The ATAV data browser is a web user interface that allows everyone within the network to access variant level data directly from the full data set in the ATAV database. It supports the search of variants by gene, region and variant ID. The gene or region view displays a list of variants with allele count, allele frequency, number of samples, effect, gene etc. The variant view displays a set of annotations (effect, gene, transcript, polyphen) and details about variant carriers (gender, phenotype and quality metrics). It includes links to other public data resources such as Ensembl, gnomAD, ClinVar etc. and directly integrates additional annotations via APIs (e.g.

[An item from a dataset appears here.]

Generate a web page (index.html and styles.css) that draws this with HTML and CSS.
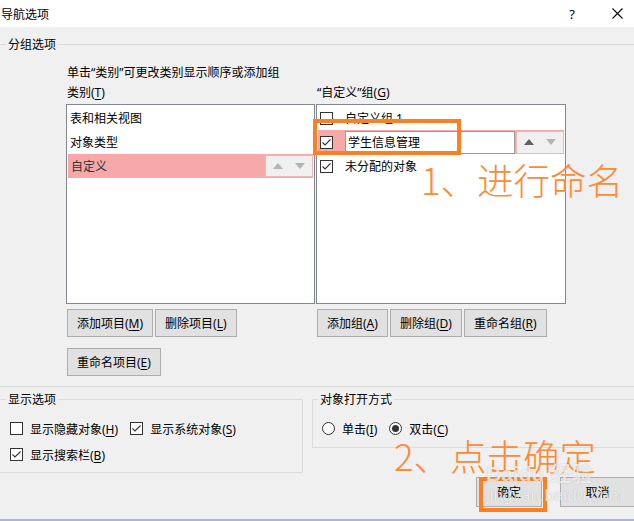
FILE: index.html
```html
<!DOCTYPE html>
<html lang="zh">
<head>
    <meta charset="UTF-8">
    <meta name="viewport" content="width=device-width, initial-scale=1.0">
    <title>导航选项</title>
    <link rel="stylesheet" href="styles.css">
</head>
<body>
    <div class="titlebar">
        <span class="title">导航选项</span>
        <span class="help">?</span>
        <svg class="close" width="11" height="11" viewBox="0 0 11 11"><path d="M0.5 0.5L10.5 10.5M10.5 0.5L0.5 10.5" stroke="#000" stroke-width="1.1" fill="none"/></svg>
    </div>

    <div class="group group-main">
        <div class="group-title">分组选项</div>
        <div class="group-body">
            <div class="hint">单击“类别”可更改类别显示顺序或添加组</div>
            <div class="cols">
                <div class="col-label">类别(<u>T</u>)</div>
                <div class="col-label">“自定义”组(<u>G</u>)</div>

                <div class="listbox">
                    <div class="row">表和相关视图</div>
                    <div class="row">对象类型</div>
                    <div class="row row-sel">
                        <span class="row-text">自定义</span>
                        <span class="spin"><i class="tri-up"></i><i class="tri-down"></i></span>
                    </div>
                </div>
                <div class="listbox">
                    <div class="row"><span class="cb"></span><span class="item-text">自定义组 1</span></div>
                    <div class="row row-sel row-edit">
                        <span class="cb"><svg width="11" height="11" viewBox="0 0 11 11"><path d="M1.5 5.5L4 8L9.5 2.5" stroke="#333" stroke-width="1.1" fill="none"/></svg></span>
                        <span class="edit">学生信息管理</span>
                        <span class="spin"><i class="tri-up dark"></i><i class="tri-down"></i></span>
                    </div>
                    <div class="row"><span class="cb"><svg width="11" height="11" viewBox="0 0 11 11"><path d="M1.5 5.5L4 8L9.5 2.5" stroke="#333" stroke-width="1.1" fill="none"/></svg></span><span class="item-text">未分配的对象</span></div>
                </div>

                <div class="btn-col">
                    <div class="btn-line">
                        <button class="btn">添加项目(<u>M</u>)</button>
                        <button class="btn">删除项目(<u>L</u>)</button>
                    </div>
                    <div class="btn-line">
                        <button class="btn">重命名项目(<u>E</u>)</button>
                    </div>
                </div>
                <div class="btn-col">
                    <div class="btn-line">
                        <button class="btn">添加组(<u>A</u>)</button>
                        <button class="btn">删除组(<u>D</u>)</button>
                        <button class="btn">重命名组(<u>R</u>)</button>
                    </div>
                </div>
            </div>
        </div>
    </div>

    <div class="options-row">
        <div class="group group-show">
            <div class="group-title">显示选项</div>
            <div class="opt-line">
                <span class="cb"></span><span class="opt-text">显示隐藏对象(<u>H</u>)</span>
                <span class="cb gap"><svg width="11" height="11" viewBox="0 0 11 11"><path d="M1.5 5.5L4 8L9.5 2.5" stroke="#333" stroke-width="1.1" fill="none"/></svg></span><span class="opt-text">显示系统对象(<u>S</u>)</span>
            </div>
            <div class="opt-line second">
                <span class="cb"><svg width="11" height="11" viewBox="0 0 11 11"><path d="M1.5 5.5L4 8L9.5 2.5" stroke="#333" stroke-width="1.1" fill="none"/></svg></span><span class="opt-text">显示搜索栏(<u>B</u>)</span>
            </div>
        </div>
        <div class="group group-open">
            <div class="group-title">对象打开方式</div>
            <div class="opt-line">
                <span class="radio"></span><span class="opt-text">单击(<u>I</u>)</span>
                <span class="radio gap on"></span><span class="opt-text">双击(<u>C</u>)</span>
            </div>
        </div>
    </div>

    <div class="dialog-btns">
        <button class="btn btn-big">确定</button>
        <button class="btn btn-big btn-cancel">取消</button>
    </div>

    <!-- 标注 -->
    <div class="mark mark-name"></div>
    <div class="mark mark-ok"></div>
    <div class="note note-1">1、进行命名</div>
    <div class="note note-2">2、点击确定</div>
    <div class="watermark">
        <div class="wm-logo">Bai<span class="paw">du</span> 经验</div>
        <div class="wm-url">jingyan.baidu.com</div>
    </div>
</body>
</html>
```

FILE: styles.css
```css
* {
    box-sizing: border-box;
}
body {
    margin: 0;
    width: 634px;
    height: 521px;
    overflow: hidden;
    position: relative;
    background: #f0f0f0;
    border-bottom: 2px solid #b0b2de;
    font-family: "Noto Sans", "Noto Sans CJK SC", sans-serif;
    font-size: 12px;
    color: #000;
}
u {
    text-decoration-thickness: 1px;
    text-underline-offset: 2px;
}

/* 标题栏 */
.titlebar {
    height: 27px;
    background: #fff;
    display: flex;
    align-items: center;
}
.title {
    flex: 1;
    padding-left: 1px;
}
.help {
    width: 8px;
    margin-right: 36px;
    font-size: 13px;
    text-align: center;
}
.close {
    margin-right: 11px;
}

/* 分组框 */
.group {
    border: 1px solid #dcdcdc;
}
.group-title {
    width: max-content;
    margin: -9px 0 0 7px;
    padding: 0 2px;
    background: #f0f0f0;
    line-height: 17px;
}
.group-main {
    margin: 17px -2px 0 -2px;
}
.group-body {
    padding: 0 0 10px 67px;
}
.hint {
    margin-top: 11px;
    line-height: 17px;
    padding-left: 1px;
}
.cols {
    display: grid;
    grid-template-columns: 249px 250px;
    column-gap: 1px;
}
.col-label {
    margin-top: 3px;
    line-height: 17px;
    padding-left: 1px;
}

/* 列表 */
.listbox {
    margin-top: 3px;
    height: 200px;
    border: 1px solid #828790;
    background: #fff;
    padding-top: 1px;
}
.row {
    height: 24px;
    display: flex;
    align-items: center;
    padding-left: 3px;
}
.row-sel {
    margin: 0 1px;
    background: #f7a8a8;
}
.row-sel .row-text {
    color: #333;
}
.row-edit {
    padding-left: 2px;
}
.item-text {
    margin-left: 12px;
}
.edit {
    margin-left: 12px;
    width: 170px;
    height: 23px;
    line-height: 21px;
    padding-left: 2px;
    background: #fff;
    border: 1px solid #9a9a9a;
}
.spin {
    margin-left: auto;
    width: 48px;
    height: 22px;
    display: flex;
    align-items: center;
    justify-content: space-between;
    padding: 0 7px;
    background: #f0f0f0;
    border: 1px solid #f4b4b4;
}
.row-edit .spin {
    margin-left: 1px;
    height: 23px;
}
.tri-up,
.tri-down {
    width: 0;
    height: 0;
    border-left: 5px solid transparent;
    border-right: 5px solid transparent;
}
.tri-up {
    border-bottom: 6px solid #b4b4b4;
}
.tri-down {
    border-top: 6px solid #b4b4b4;
}
.tri-up.dark {
    border-bottom-color: #606060;
}

/* 复选框 / 单选框 */
.cb {
    width: 13px;
    height: 13px;
    flex: none;
    border: 1px solid #333;
    background: #fff;
    display: flex;
}
.radio {
    width: 13px;
    height: 13px;
    flex: none;
    border: 1px solid #333;
    border-radius: 50%;
    background: #fff;
    display: flex;
    align-items: center;
    justify-content: center;
}
.radio.on::after {
    content: "";
    width: 7px;
    height: 7px;
    border-radius: 50%;
    background: #333;
}

/* 按钮 */
.btn {
    height: 28px;
    padding: 0 9px;
    font-family: inherit;
    font-size: 12px;
    color: #000;
    background: #e1e1e1;
    border: 1px solid #adadad;
}
.btn-col {
    margin-top: 5px;
    padding-left: 1px;
}
.btn-line {
    display: flex;
    gap: 2px;
}
.btn-line + .btn-line {
    margin-top: 11px;
}

/* 显示选项 / 打开方式 */
.options-row {
    display: flex;
    align-items: flex-start;
    margin-top: 12px;
}
.group-show {
    width: 305px;
    height: 74px;
    margin-left: -2px;
}
.group-open {
    flex: 1;
    height: 49px;
    margin: 0 -4px 0 9px;
}
.group-open .group-title {
    margin-left: 5px;
}
.opt-line {
    display: flex;
    align-items: center;
    height: 17px;
    margin-top: 12px;
    padding-left: 11px;
}
.group-open .opt-line {
    padding-left: 9px;
}
.opt-line.second {
    margin-top: 9px;
}
.opt-text {
    margin-left: 7px;
}
.gap {
    margin-left: 12px;
}

.dialog-btns {
    display: flex;
    justify-content: flex-end;
    gap: 18px;
    margin: 4px -1px 0 0;
}
.btn-big {
    height: 30px;
    width: 66px;
}
.btn-cancel {
    width: 75px;
}

/* 橙色标注 */
.mark {
    position: absolute;
    border: 4px solid #fd7f24;
}
.mark-name {
    left: 313px;
    top: 119px;
    width: 148px;
    height: 36px;
}
.mark-ok {
    left: 479px;
    top: 477px;
    width: 68px;
    height: 35px;
}
.note {
    position: absolute;
    font-family: "Noto Sans CJK SC", sans-serif;
    font-size: 36.5px;
    font-weight: 300;
    line-height: 36px;
    color: #fd8a36;
    white-space: nowrap;
}
.note-1 {
    left: 421px;
    top: 162px;
}
.note-2 {
    left: 394px;
    top: 438px;
}
.watermark {
    position: absolute;
    left: 486px;
    top: 462px;
    color: rgba(255, 255, 255, 0.75);
    text-shadow: 0 0 1px rgba(0, 0, 0, 0.25);
    font-family: "Liberation Sans", "Noto Sans CJK SC", sans-serif;
    pointer-events: none;
}
.wm-logo {
    font-size: 21px;
    font-weight: bold;
    line-height: 24px;
}
.wm-url {
    font-size: 17px;
    line-height: 20px;
}
```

Genoox Franklin API for clinical variant interpretation). The data browser has advanced filters such as a maximum allele frequency threshold to only search rare or ultra-rare variants, restriction to high quality variants or restriction to a certain phenotype. In contrast to many other platforms, the data browser is able to show newly added sample data in real time and is therefore evolving rapidly as more and more samples are sequenced.

Data Generation

Sequencing of DNA was performed by Institute for Genomic Medicine. Samples were either exome sequenced or whole-genome sequenced using Illumina's HiSeq 2000, HiSeq 2500 or NovaSeq 6000 sequencers according to standard protocols.

The Illumina lane-level fastq files were aligned to the Human Reference Genome (NCBI Build 37) using the Illumina DRAGEN Alignment tool. Picard software was used to remove duplicate reads and process these lane-level BAM files, merging into a single sample-level BAM file that was used for variant calling and coverage binning. GATK was used to recalibrate base quality scores, realign around indels, and call variants. All variants were annotated to Ensembl 87 using CLINEFF.